Honing your greenhouse gas intuition
To have a minimally well thought out climate debate, you need some sense of where the problem is. No, it's not about Taylor Swift's damn plane.
Ask the average person about the reasons why greenhouse gas (GHG) emissions keep rising year after year, and I suspect you’ll get an earful about oil companies, private jets and the perfidy of Western politicians. That being the state of the debate, it’s really just impossible to discuss the issue seriously.
We don’t know —because we haven’t been told— the basic facts about why emissions keep rising. Our intuitions about it are hilariously wrong. And so the public conversation we have about this most important issue ends all weird and misshapen.
Time to hone our intuition.
How? I, personally, found it helpful to go through the EU’s big emissions database (which you can just download here and mess with, if that’s your cup of tea) to get a sense of where emissions are rising, where they’re falling, and where they’re stable.
Let’s start with some rich countries. Take everyone’s favorite punching bag, the good ole U.S.A. How have gringo emissions been doing since 1970?
OK, the U.S. is a big emitter. No way around it. But it’s not a growing emitter.
Emissions are doen a bit this century, it looks like, from 7.2 billion metric tons of CO2 equivalent to just over 6. Not fantastic, but, you know, progress.
Most developed countries are doing better. Here’s Sweden on a clear downward trajectory:
Actually, you see roughly the same pattern around Europe. Emissions peaked some time in the 70s and have been trending down since. Take Belgium…
…or the Brits…
The Italians peaked a little later, but since 2007 the trend is clear:
France, with its big nuclear capacity, has been trending down for most of my lifetime.

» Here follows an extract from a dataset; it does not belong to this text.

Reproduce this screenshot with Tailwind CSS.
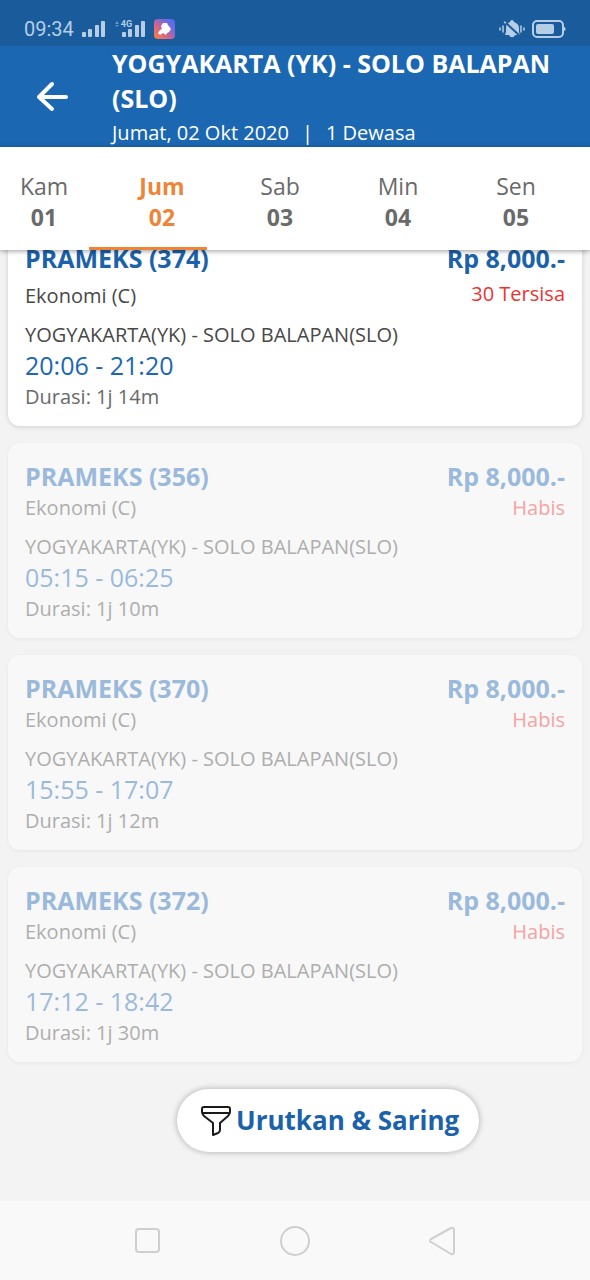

Even Germany, who we love to beat up on.
It’s actually hard to find a developed country where emissions are still rising.
I found only a couple, and I’m embarrassed to say my own adopted country, Canada, is one of them:
And Australia is another:
Even in those cases, emissions aren’t rising fast.
To find the places where emissions are rising fast, you gotta go South.
Because as you look through this data you find that if there’s one thing as hard as finding a rich country where emissions are growing, it’s way harder to find a poor or middle income country where emissions are even stable, let alone falling.
The specifics vary from country to country, sure, but the basic story doesn’t.
Have a look at the Philippines, for instance:
…and at Peru…
Or look at Bangladesh, a development superstar of the 21st century. (Of course, that comes with its own GHG emissions bump):
How about Egypt? Sure enough, even if your government is useless, a fast rising population will do this to your GHG emissions.
or at Indonesia:
You can multiply these examples almost infinitely, but you find a broadly similar pattern everywhere.
Which figures.
In 1970, these were poor countries where the average person had access to shockingly little energy. As they’ve developed, people have been able to afford to consume more energy, and by and large that energy has come from fossil fuels.
Which is why the basic picture of GHG emissions is one you can sum up in one chart. Rich world emissions are falling slow, developing world emissions are rising fast.
If this basic reality was more amply recognized, we might better grasp the broad contours of the climate crisis. Rich country emissions have been falling for a generation. It hasn’t mattered even a little bit because all around the developed world, poor people have been getting less poor, and the process of going from poor to rich, in the world we have today, means rising emissions.
This is the strategic reality at the global level.
Wouldn’t we do well to face it?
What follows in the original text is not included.